### Goal
Copy each line that holds "React".

### Data segment

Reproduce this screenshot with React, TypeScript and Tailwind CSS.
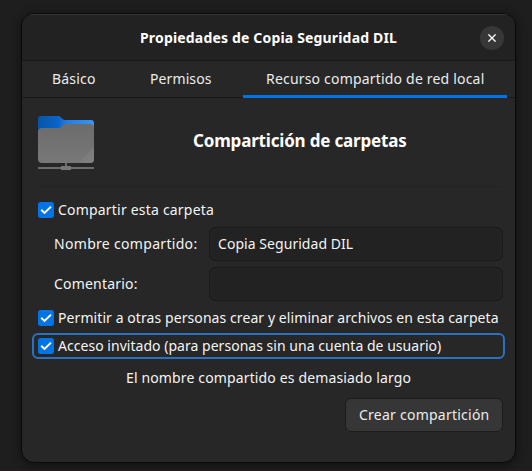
import React from "react";

function Check() {
  return (
    <svg className="block h-4 w-4 shrink-0" viewBox="0 0 16 16">
      <rect width="16" height="16" rx="2.5" fill="#0073e5" />
      <path d="M3.2 7.8 L6.5 10.9 L13 4.6" fill="none" stroke="#fff" strokeWidth="2" />
    </svg>
  );
}

function FolderIcon() {
  return (
    <svg className="block h-[56px] w-[58px] shrink-0" viewBox="0 0 58 56">
      <defs>
        <linearGradient id="back" x1="0" x2="1" y1="0" y2="0">
          <stop offset="0" stopColor="#0654aa" />
          <stop offset="0.36" stopColor="#0a64c9" />
          <stop offset="0.5" stopColor="#217cde" />
          <stop offset="1" stopColor="#3c94f5" />
        </linearGradient>
        <linearGradient id="front" x1="0" x2="0" y1="0" y2="1">
          <stop offset="0" stopColor="#6c6c6c" />
          <stop offset="1" stopColor="#787878" />
        </linearGradient>
        <linearGradient id="shine" x1="0" x2="1" y1="0" y2="1">
          <stop offset="0.45" stopColor="#7b7b7b" />
          <stop offset="1" stopColor="#828282" />
        </linearGradient>
        <clipPath id="body">
          <path d="M0 16 Q0 12 4 12 H20.5 Q22 12 23 11 L25.5 8.8 Q26.5 8 28 8 H52 Q56 8 56 12 V43 Q56 47 52 47 H4 Q0 47 0 43 Z" />
        </clipPath>
      </defs>
      <path d="M0 17 V3 Q0 0 3 0 H20 Q21.5 0 22.5 1 L24.5 3 Q25.5 4 27 4 H53 Q56 4 56 7 V17 Z" fill="url(#back)" />
      <g clipPath="url(#body)">
        <path d="M0 8 H56 V47 H0 Z" fill="url(#front)" />
        <path d="M56 31 V47 H40 Z" fill="url(#shine)" />
      </g>
      <path d="M27 47 h2 v3 h-2 z M0 51 h56 v2 h-56 z" fill="#6c6c6c" />
      <rect x="23" y="50" width="10" height="4" fill="#777" />
    </svg>
  );
}

const field =
  "box-border h-[34px] w-[294px] rounded-[6px] border border-[#1a1a1a] bg-[#222222] pl-2 leading-8 tracking-[0.05px] whitespace-nowrap";

export default function App() {
  return (
    <div className="flex h-[471px] w-[532px] overflow-hidden border-b border-[#291c20] bg-[#1e1e1e] pt-[13px] pl-[21px] font-['Noto_Sans',sans-serif] text-[14px] text-[#f4f4f4]">
      <div className="flex h-[450px] w-[495px] shrink-0 flex-col overflow-hidden rounded-[13px] border border-[#090909] bg-[#272727] shadow-[0_2px_10px_2px_rgba(0,0,0,0.35)]">
        <header className="flex h-[47px] shrink-0 items-center border-t border-b border-t-[#363636] border-b-[#191919] bg-[#222222]">
          <h1 className="ml-[118px] w-[270px] text-[14px] leading-5 font-bold tracking-[0.17px] whitespace-nowrap text-white">
            Propiedades de Copia Seguridad DIL
          </h1>
          <button className="ml-[70px] flex h-6 w-6 items-center justify-center rounded-full bg-[#373737]">
            <svg className="h-2 w-2" viewBox="0 0 8 8">
              <path d="M0.4 0.4 L7.6 7.6 M7.6 0.4 L0.4 7.6" stroke="#f5f5f5" strokeWidth="1.4" />
            </svg>
          </button>
        </header>
        <nav className="flex h-[37px] shrink-0 border-b border-[#191919] leading-[35px] whitespace-nowrap text-[#ececec]">
          <div className="w-[98px] pl-[30px] tracking-[0.2px]">Básico</div>
          <div className="w-[123px] pl-[30px] tracking-[0.1px]">Permisos</div>
          <div className="h-[37px] w-[264px] border-b-3 border-[#0073e5] pl-[23px] tracking-[0.19px]">
            Recurso compartido de red local
          </div>
        </nav>
        <main className="flex flex-col">
          <div className="ml-4 flex h-[89px] w-[465px] border-b border-[#232323] pt-[18px]">
            <FolderIcon />
            <h2 className="ml-[97px] h-[50px] text-[17px] leading-[50px] font-bold tracking-[-0.18px] whitespace-nowrap text-white">
              Compartición de carpetas
            </h2>
          </div>
          <div className="mt-[15px] ml-4 flex h-4 items-center gap-1 whitespace-nowrap">
            <Check />
            <span className="pb-[2px] tracking-[0.2px]">Compartir esta carpeta</span>
          </div>
          <div className="mt-[9px] ml-8 flex flex-col gap-[6px] whitespace-nowrap">
            <div className="flex leading-[34px]">
              <label className="w-[155px] tracking-[0.31px]">Nombre compartido:</label>
              <div className={field}>Copia Seguridad DIL</div>
            </div>
            <div className="flex leading-[34px]">
              <label className="w-[155px] tracking-[0.2px]">Comentario:</label>
              <div className={field} />
            </div>
          </div>
          <div className="mt-[9px] ml-4 flex h-4 items-center gap-1 whitespace-nowrap">
            <Check />
            <span className="pb-[2px] tracking-[0.08px]">
              Permitir a otras personas crear y eliminar archivos en esta carpeta
            </span>
          </div>
          <div className="mt-[7px] ml-[10px] flex h-[26px] w-[473px] items-center gap-1 rounded-[6px] border-2 border-[#2a72bf] pl-1 whitespace-nowrap">
            <Check />
            <span className="pb-[2px] tracking-[0.03px]">
              Acceso invitado (para personas sin una cuenta de usuario)
            </span>
          </div>
          <p className="mt-[9px] ml-[104px] leading-5 tracking-[0.14px] whitespace-nowrap">
            El nombre compartido es demasiado largo
          </p>
          <button className="mt-[10px] ml-[323px] h-[34px] w-[158px] rounded-[6px] border border-[#1c1c1c] bg-[#363636] pl-[13px] text-left leading-8 tracking-[0.24px] whitespace-nowrap text-[#ececec]">
            Crear compartición
          </button>
        </main>
      </div>
    </div>
  );
}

### The answer
Reproduce this screenshot with React, TypeScript and Tailwind CSS.
import React from "react";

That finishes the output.